Por Ana Rita Berti Bagestan
Professora e integrante do Conselho Estadual de Educação do Rio Grande do Sul (CEEd/RS)
A forma de organizar o conhecimento e de olhar a realidade revela a cultura, com seus valores e crenças, costumes e hábitos de grupos sociais, de uma região ou de uma época.
Na última década, com o estabelecimento da Meta 11, do atual Plano Nacional de Educação (PNE), vigente até junho de 2024, a sociedade ampliou o olhar sobre a Educação Profissional Técnica (EPT) e seu valor diante dos princípios norteadores: ciência, pesquisa, técnica, educação, prática social, cultural, estética, interdisciplinaridade, articulação com o setor produtivo e indissociabilidade entre teoria e prática na dimensão do trabalho.

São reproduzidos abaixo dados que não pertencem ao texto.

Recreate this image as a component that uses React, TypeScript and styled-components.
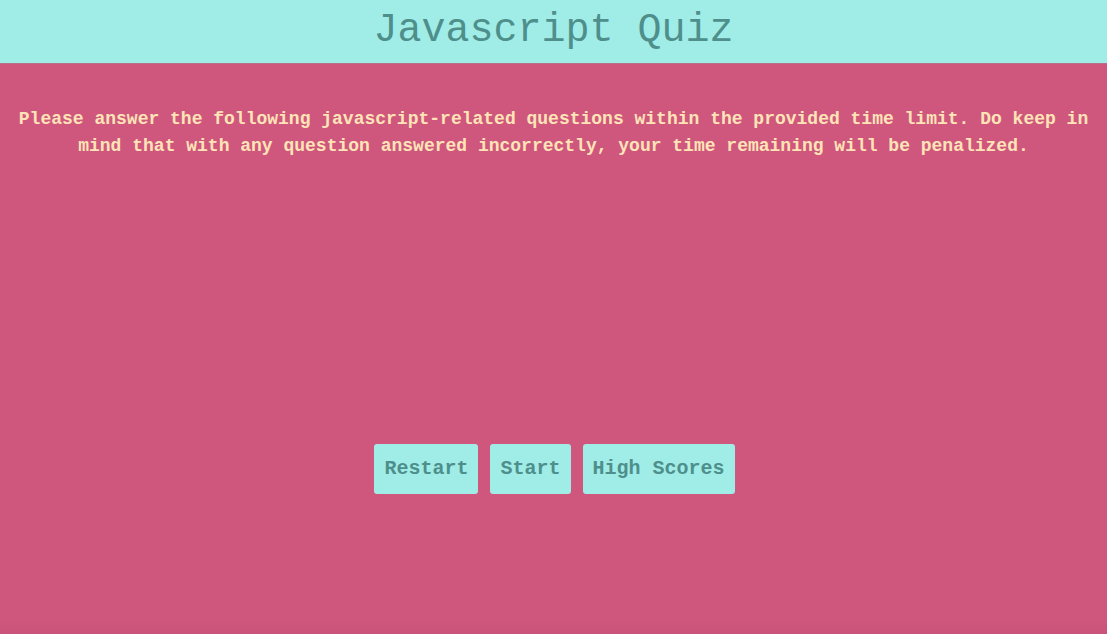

A EPT é uma modalidade educacional que perpassa todos os níveis da educação nacional, articulada às demais modalidades de educação e às dimensões do trabalho. De acordo com a Meta 11, é preciso “triplicar as matrículas da EPT de Nível Médio, assegurando a qualidade da oferta e pelo menos 50% da expansão no segmento público”, porém, ao final da década, o Ministério da Educação (MEC) informou que somente 11% dos estudantes matriculados no Ensino Médio estavam em cursos técnicos. Os dados revelam que há preconceito pelo trabalho e a técnica, em relação à valorização do conhecimento e à produção intelectual.
A EPT reúne elementos, que não estão nas demais ofertas. O conhecimento técnico é um saber a ser valorizado e reconhecido pela sociedade. É derivado do trabalho, do saber fazer, de colocar o conhecimento em ação, para produzir resultado, inovação e resolver problemas. Quem não sabe fazer inviabiliza o conhecimento e a técnica.
Os saberes técnicos precisam ser escolarizados, definidos e expressos para servir de base à organização da oferta da EPT. A Educação Profissional é uma modalidade educativa própria, que trata da laboralidade com técnica. O currículo da EPT é organizado por competências, que se constituem pela articulação do conhecimento, habilidades, valores e atitudes. Forma o jovem com perfil apropriado à inserção qualificada no mundo do trabalho e na vida cidadã. A escola é o locus legítimo para formalizar a oferta.
A legislação e as normas nacionais e estadual e, mais recentemente, a Lei Estadual que Institui a Política Estadual de Educação Profissional e Técnica no Rio Grande do Sul, sancionada no início deste ano, pelo governador Eduardo Leite, contemplam a EPT nos currículos escolares.
Cabe ressaltar que a legislação referente ao Ensino Médio e à EPT permite a flexibilização da organização curricular para que as escolas atendam às diversas demandas.
A oferta da EPT, segundo legislação e normas, pode se dar por meio de cursos técnicos, qualificações profissionais ou programas de aprendizagem profissional nas empresas (Jovem Aprendiz) concomitantes à qualificação profissional, nos itinerários formativos de EPT ou articulada à área propedêutica por meio de Unidades Curriculares Eletivas, com aproveitamento da carga horária no currículo escolar do Ensino Médio. Desse modo, é dada a oportunidade para os estudantes fazerem as suas escolhas e terem acesso às ofertas, em suas escolas ou por meio de parcerias devidamente credenciadas.
As necessidades das famílias e dos estudantes geram expectativas em torno de formação, emprego, renda e vida cidadã. Da mesma forma, os setores produtivos e de serviços também possuem expectativas e obrigações legais que devem ser consideradas. As instituições ofertantes do Ensino Médio e EPT sabem que uma formação significativa ajuda a evitar a evasão e gera sentido e aprendizagem à vida do estudante.
Temos de romper com a concepção existente e predominante na sociedade de que a EPT é uma modalidade assistencialista. Há uma evidente necessidade de mudar o paradigma, pois a EPT é promotora do desenvolvimento do indivíduo, da sociedade e do país. Diplomados e estudantes qualificados em EPT são profissionais cobiçados no mundo do trabalho e potencializados para o Ensino Superior.
Se o estudante desejar cursar o Ensino Superior, é uma opção que fará, o que não impede que a EPT seja ofertada de forma articulada aos currículos propedêuticos do Ensino Médio, por meio das Unidades Curriculares Eletivas, onde não houver curso técnico. Assim, o princípio da escolha, pelo real interesse e necessidade dos jovens, das famílias e dos arranjos de desenvolvimento socioeconômico, será realmente valorizado.